Heer assimile la formation de la houille à celle des tourbes. Les deux phénomènes sont effectivement du même ordre, et la tourbe représente le combustible minéral de notre époque et de notre zone. Mais, sans compter que, par sa composition chimique, la tourbe diffère totalement de la houille, bien plus riche en carbone et plus pauvre en oxygène, les conditions extérieures et les végétaux eux-mêmes s’écartent tellement de part et d’autre, il y a si loin des sphaignes, des scirpes, des laiches, aux puissantes sigillaires, aux calamités, aux cordaïtes de la houille ; le ciel, les élémens, les tièdes ondées et les ruissellemens mêlés de vapeurs qui présidèrent à l’enfouissement des plantes primitives s’écartent tellement de ce que nous avons sous les yeux, que tout ce que l’on peut affirmer des tourbes, c’est qu’elles reproduisent une dernière et pâle image de l’un des phénomènes les plus grandioses dont le globe ait jamais été le théâtre.

Bien qu’à partir de l’âge carbonifère, le sol de la Suisse n’ait plus jamais été entièrement recouvert par les eaux, son relief était pourtant assez peu prononcé pour que les moindres oscillations fissent varier ses rivages.
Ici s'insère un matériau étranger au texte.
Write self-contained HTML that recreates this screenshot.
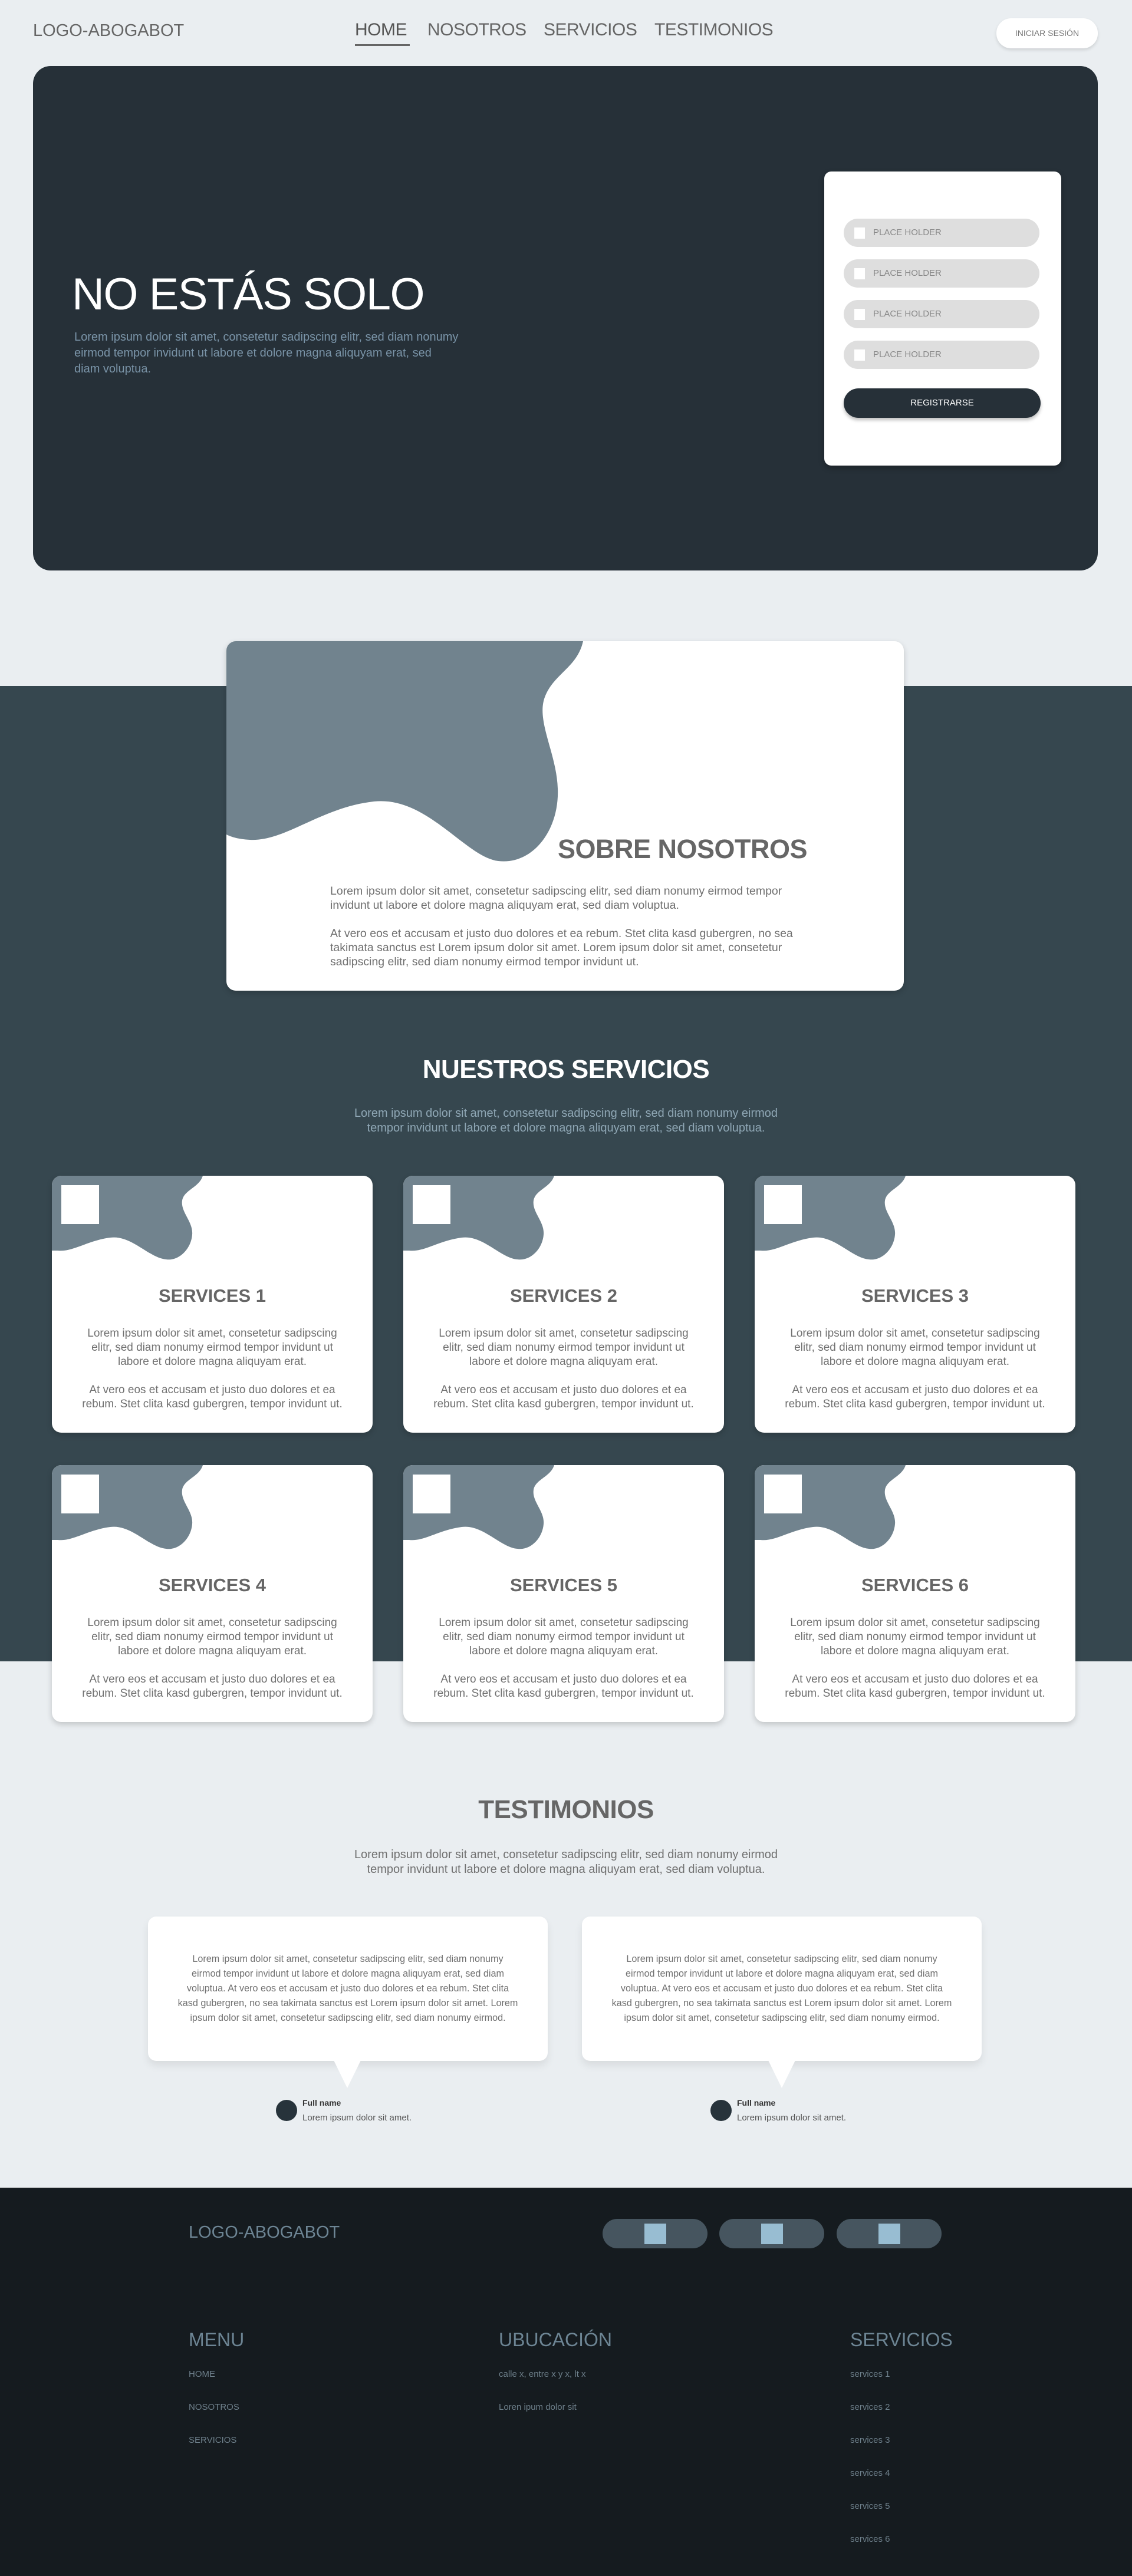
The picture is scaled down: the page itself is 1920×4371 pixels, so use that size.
<!DOCTYPE html>
<html><head><meta charset="utf-8"><style>
*{margin:0;padding:0;box-sizing:border-box}
body{width:1920px;height:4371px;background:#eaeef1;font-family:"Liberation Sans",sans-serif;position:relative;overflow:hidden}
.a{position:absolute}
.nav{font-size:30px;color:#666;top:34px;letter-spacing:-0.5px}
.card{background:#fff;border-radius:16px;overflow:hidden;box-shadow:0 4px 10px rgba(0,0,0,.18)}
.inp{left:33px;width:332px;height:48px;border-radius:24px;background:#dedede;font-size:15px;color:#888;line-height:48px;padding-left:50px}
.inp:before{content:"";position:absolute;left:18px;top:15px;width:18px;height:19px;background:#fff}
.svc .t{position:absolute;left:0;width:100%;top:186px;text-align:center;font-size:31px;font-weight:bold;color:#666}
.svc .p{position:absolute;left:0;width:100%;top:256px;text-align:center;font-size:19px;line-height:24px;color:#707070}
.tc{background:#fff;border-radius:14px;box-shadow:0 8px 14px rgba(0,0,0,.08);width:678px;height:245px;top:3252px}
.tc p{position:absolute;left:0;width:100%;top:60px;text-align:center;font-size:16.2px;line-height:25px;color:#707070}
.tail{top:3496px;width:0;height:0;border-left:23px solid transparent;border-right:23px solid transparent;border-top:47px solid #fff}
.av{top:3563px;width:36px;height:36px;border-radius:50%;background:#27333b}
.fn{font-size:14px;font-weight:bold;color:#333}
.fl{font-size:15px;color:#555}
.fh{top:3952px;font-size:32px;color:#6d8594}
.lk{font-size:15px;color:#6d7f8a}
.pill{top:3765px;width:178px;height:50px;border-radius:25px;background:#46555f}
.pill:after{content:"";position:absolute;left:71px;top:8px;width:37px;height:35px;background:#98bdd2}
</style></head><body>
<div class="a" style="left:56px;top:36px;font-size:29px;color:#666">LOGO-ABOGABOT</div>
<div class="a nav" style="left:602px;color:#555">HOME</div>
<div class="a" style="left:602px;top:75px;width:93px;height:3px;background:#666"></div>
<div class="a nav" style="left:725px">NOSOTROS</div>
<div class="a nav" style="left:922px">SERVICIOS</div>
<div class="a nav" style="left:1110px">TESTIMONIOS</div>
<div class="a" style="left:1690px;top:31px;width:172px;height:51px;border-radius:25px;background:#fff;box-shadow:0 3px 6px rgba(0,0,0,.12);font-size:14px;color:#777;text-align:center;line-height:51px">INICIAR SESIÓN</div>

<div class="a" style="left:56px;top:112px;width:1806px;height:856px;background:#263038;border-radius:30px"></div>
<div class="a" style="left:122px;top:456px;font-size:76px;color:#fff;letter-spacing:-1.5px;font-weight:300">NO ESTÁS SOLO</div>
<div class="a" style="left:126px;top:559px;width:720px;font-size:20px;line-height:27px;color:#7a94a8">Lorem ipsum dolor sit amet, consetetur sadipscing elitr, sed diam nonumy<br>eirmod tempor invidunt ut labore et dolore magna aliquyam erat, sed<br>diam voluptua.</div>
<div class="a" style="left:1398px;top:291px;width:402px;height:499px;background:#fff;border-radius:12px;box-shadow:0 4px 10px rgba(0,0,0,.3)">
 <div class="a inp" style="top:80px">PLACE HOLDER</div>
 <div class="a inp" style="top:149px">PLACE HOLDER</div>
 <div class="a inp" style="top:218px">PLACE HOLDER</div>
 <div class="a inp" style="top:287px">PLACE HOLDER</div>
 <div class="a" style="left:33px;top:368px;width:334px;height:50px;border-radius:25px;background:#263038;color:#fff;font-size:15px;text-align:center;line-height:50px;box-shadow:0 4px 6px rgba(0,0,0,.25)">REGISTRARSE</div>
</div>

<div class="a" style="left:0;top:1164px;width:1920px;height:1655px;background:#36474f"></div>
<div class="a card" style="left:384px;top:1088px;width:1149px;height:593px">
 <svg class="a" style="left:0;top:0" width="1149" height="593"><path d="M0,0 H605 C595,45 555,55 540,95 C525,135 560,190 562,250 C565,320 520,380 461,373 C405,366 340,262 250,272 C160,282 100,340 40,337 C20,336 8,332 0,328 Z" fill="#71838e"/></svg>
 <div class="a" style="left:562px;top:327px;font-size:45px;font-weight:bold;color:#666;letter-spacing:-0.5px">SOBRE NOSOTROS</div>
 <div class="a" style="left:176px;top:412px;width:900px;font-size:19.5px;line-height:24px;color:#707070">Lorem ipsum dolor sit amet, consetetur sadipscing elitr, sed diam nonumy eirmod tempor<br>invidunt ut labore et dolore magna aliquyam erat, sed diam voluptua.<br><br>At vero eos et accusam et justo duo dolores et ea rebum. Stet clita kasd gubergren, no sea<br>takimata sanctus est Lorem ipsum dolor sit amet. Lorem ipsum dolor sit amet, consetetur<br>sadipscing elitr, sed diam nonumy eirmod tempor invidunt ut.</div>
</div>
<div class="a" style="left:0;width:1920px;top:1790px;text-align:center;font-size:44px;font-weight:bold;color:#fff;letter-spacing:-0.5px">NUESTROS SERVICIOS</div>
<div class="a" style="left:0;width:1920px;top:1877px;text-align:center;font-size:20px;line-height:25px;color:#8fa7b5">Lorem ipsum dolor sit amet, consetetur sadipscing elitr, sed diam nonumy eirmod<br>tempor invidunt ut labore et dolore magna aliquyam erat, sed diam voluptua.</div>

<div class="a card svc" style="left:88px;top:1995px;width:544px;height:436px"><svg class="a" width="544" height="436"><path d="M0,0 H256 C250,20 224,24 221,42 C218,62 240,78 238,100 C236,125 215,145 194,142 C165,140 135,100 99,105 C60,110 35,130 10,127 L0,127 Z" fill="#71838e"/><rect x="16" y="16" width="64" height="66" fill="#fff"/></svg><div class="t">SERVICES 1</div><div class="p">Lorem ipsum dolor sit amet, consetetur sadipscing<br>elitr, sed diam nonumy eirmod tempor invidunt ut<br>labore et dolore magna aliquyam erat.<br><br>At vero eos et accusam et justo duo dolores et ea<br>rebum. Stet clita kasd gubergren, tempor invidunt ut.</div></div>
<div class="a card svc" style="left:684px;top:1995px;width:544px;height:436px"><svg class="a" width="544" height="436"><path d="M0,0 H256 C250,20 224,24 221,42 C218,62 240,78 238,100 C236,125 215,145 194,142 C165,140 135,100 99,105 C60,110 35,130 10,127 L0,127 Z" fill="#71838e"/><rect x="16" y="16" width="64" height="66" fill="#fff"/></svg><div class="t">SERVICES 2</div><div class="p">Lorem ipsum dolor sit amet, consetetur sadipscing<br>elitr, sed diam nonumy eirmod tempor invidunt ut<br>labore et dolore magna aliquyam erat.<br><br>At vero eos et accusam et justo duo dolores et ea<br>rebum. Stet clita kasd gubergren, tempor invidunt ut.</div></div>
<div class="a card svc" style="left:1280px;top:1995px;width:544px;height:436px"><svg class="a" width="544" height="436"><path d="M0,0 H256 C250,20 224,24 221,42 C218,62 240,78 238,100 C236,125 215,145 194,142 C165,140 135,100 99,105 C60,110 35,130 10,127 L0,127 Z" fill="#71838e"/><rect x="16" y="16" width="64" height="66" fill="#fff"/></svg><div class="t">SERVICES 3</div><div class="p">Lorem ipsum dolor sit amet, consetetur sadipscing<br>elitr, sed diam nonumy eirmod tempor invidunt ut<br>labore et dolore magna aliquyam erat.<br><br>At vero eos et accusam et justo duo dolores et ea<br>rebum. Stet clita kasd gubergren, tempor invidunt ut.</div></div>
<div class="a card svc" style="left:88px;top:2486px;width:544px;height:436px"><svg class="a" width="544" height="436"><path d="M0,0 H256 C250,20 224,24 221,42 C218,62 240,78 238,100 C236,125 215,145 194,142 C165,140 135,100 99,105 C60,110 35,130 10,127 L0,127 Z" fill="#71838e"/><rect x="16" y="16" width="64" height="66" fill="#fff"/></svg><div class="t">SERVICES 4</div><div class="p">Lorem ipsum dolor sit amet, consetetur sadipscing<br>elitr, sed diam nonumy eirmod tempor invidunt ut<br>labore et dolore magna aliquyam erat.<br><br>At vero eos et accusam et justo duo dolores et ea<br>rebum. Stet clita kasd gubergren, tempor invidunt ut.</div></div>
<div class="a card svc" style="left:684px;top:2486px;width:544px;height:436px"><svg class="a" width="544" height="436"><path d="M0,0 H256 C250,20 224,24 221,42 C218,62 240,78 238,100 C236,125 215,145 194,142 C165,140 135,100 99,105 C60,110 35,130 10,127 L0,127 Z" fill="#71838e"/><rect x="16" y="16" width="64" height="66" fill="#fff"/></svg><div class="t">SERVICES 5</div><div class="p">Lorem ipsum dolor sit amet, consetetur sadipscing<br>elitr, sed diam nonumy eirmod tempor invidunt ut<br>labore et dolore magna aliquyam erat.<br><br>At vero eos et accusam et justo duo dolores et ea<br>rebum. Stet clita kasd gubergren, tempor invidunt ut.</div></div>
<div class="a card svc" style="left:1280px;top:2486px;width:544px;height:436px"><svg class="a" width="544" height="436"><path d="M0,0 H256 C250,20 224,24 221,42 C218,62 240,78 238,100 C236,125 215,145 194,142 C165,140 135,100 99,105 C60,110 35,130 10,127 L0,127 Z" fill="#71838e"/><rect x="16" y="16" width="64" height="66" fill="#fff"/></svg><div class="t">SERVICES 6</div><div class="p">Lorem ipsum dolor sit amet, consetetur sadipscing<br>elitr, sed diam nonumy eirmod tempor invidunt ut<br>labore et dolore magna aliquyam erat.<br><br>At vero eos et accusam et justo duo dolores et ea<br>rebum. Stet clita kasd gubergren, tempor invidunt ut.</div></div>

<div class="a" style="left:0;width:1920px;top:3046px;text-align:center;font-size:44px;font-weight:bold;color:#666;letter-spacing:-0.5px">TESTIMONIOS</div>
<div class="a" style="left:0;width:1920px;top:3135px;text-align:center;font-size:20px;line-height:25px;color:#707070">Lorem ipsum dolor sit amet, consetetur sadipscing elitr, sed diam nonumy eirmod<br>tempor invidunt ut labore et dolore magna aliquyam erat, sed diam voluptua.</div>
<div class="a tc" style="left:251px"><p>Lorem ipsum dolor sit amet, consetetur sadipscing elitr, sed diam nonumy<br>eirmod tempor invidunt ut labore et dolore magna aliquyam erat, sed diam<br>voluptua. At vero eos et accusam et justo duo dolores et ea rebum. Stet clita<br>kasd gubergren, no sea takimata sanctus est Lorem ipsum dolor sit amet. Lorem<br>ipsum dolor sit amet, consetetur sadipscing elitr, sed diam nonumy eirmod.</p></div>
<div class="a tc" style="left:987px"><p>Lorem ipsum dolor sit amet, consetetur sadipscing elitr, sed diam nonumy<br>eirmod tempor invidunt ut labore et dolore magna aliquyam erat, sed diam<br>voluptua. At vero eos et accusam et justo duo dolores et ea rebum. Stet clita<br>kasd gubergren, no sea takimata sanctus est Lorem ipsum dolor sit amet. Lorem<br>ipsum dolor sit amet, consetetur sadipscing elitr, sed diam nonumy eirmod.</p></div>
<div class="a tail" style="left:566px"></div>
<div class="a tail" style="left:1303px"></div>
<div class="a av" style="left:468px"></div>
<div class="a fn" style="left:513px;top:3560px">Full name</div>
<div class="a fl" style="left:513px;top:3585px">Lorem ipsum dolor sit amet.</div>
<div class="a av" style="left:1205px"></div>
<div class="a fn" style="left:1250px;top:3560px">Full name</div>
<div class="a fl" style="left:1250px;top:3585px">Lorem ipsum dolor sit amet.</div>

<div class="a" style="left:0;top:3712px;width:1920px;height:659px;background:#151b1f;border-top:1px solid #555"></div>
<div class="a" style="left:320px;top:3772px;font-size:29px;color:#6d8594">LOGO-ABOGABOT</div>
<div class="a pill" style="left:1022px"></div>
<div class="a pill" style="left:1220px"></div>
<div class="a pill" style="left:1419px"></div>
<div class="a fh" style="left:320px">MENU</div>
<div class="a fh" style="left:846px">UBUCACIÓN</div>
<div class="a fh" style="left:1442px">SERVICIOS</div>
<div class="a lk" style="left:320px;top:4020px">HOME</div>
<div class="a lk" style="left:320px;top:4076px">NOSOTROS</div>
<div class="a lk" style="left:320px;top:4132px">SERVICIOS</div>
<div class="a lk" style="left:846px;top:4020px">calle x, entre x y x, lt x</div>
<div class="a lk" style="left:846px;top:4076px">Loren ipum dolor sit</div>
<div class="a lk" style="left:1442px;top:4020px">services 1</div>
<div class="a lk" style="left:1442px;top:4076px">services 2</div>
<div class="a lk" style="left:1442px;top:4132px">services 3</div>
<div class="a lk" style="left:1442px;top:4188px">services 4</div>
<div class="a lk" style="left:1442px;top:4244px">services 5</div>
<div class="a lk" style="left:1442px;top:4300px">services 6</div>
</body></html>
La mer, constamment voisine, pénétrait sans peine dans la contrée, tantôt dans une direction, tantôt dans une autre, entraînant de fréquens changemens dans la configuration générale.

C’est à la mer du trias, dont les dépôts disséminés le long des Alpes et sur les deux versans témoignent des découpures dues à ses empiétemens, que la Suisse doit ses mines de sel, entre autres celle de Bex, exploitée depuis des siècles dans le canton de Vaud. Des prèles géantes (equisetum arenaceum, Jœg.) croissaient alors près de Bâle aussi bien que dans les Vosges. Les plantes houillères avaient presque entièrement disparu ; le climat aussi n’était plus le même. De grandes forêts de conifères, ayant l’aspect de nos araucarias, s’élevaient sur les hauteurs. Les cycadées, rares actuellement partout, même dans les pays chauds, tendaient à s’introduire et à se multiplier, destinées qu’elles étaient à obtenir bientôt la prédominance.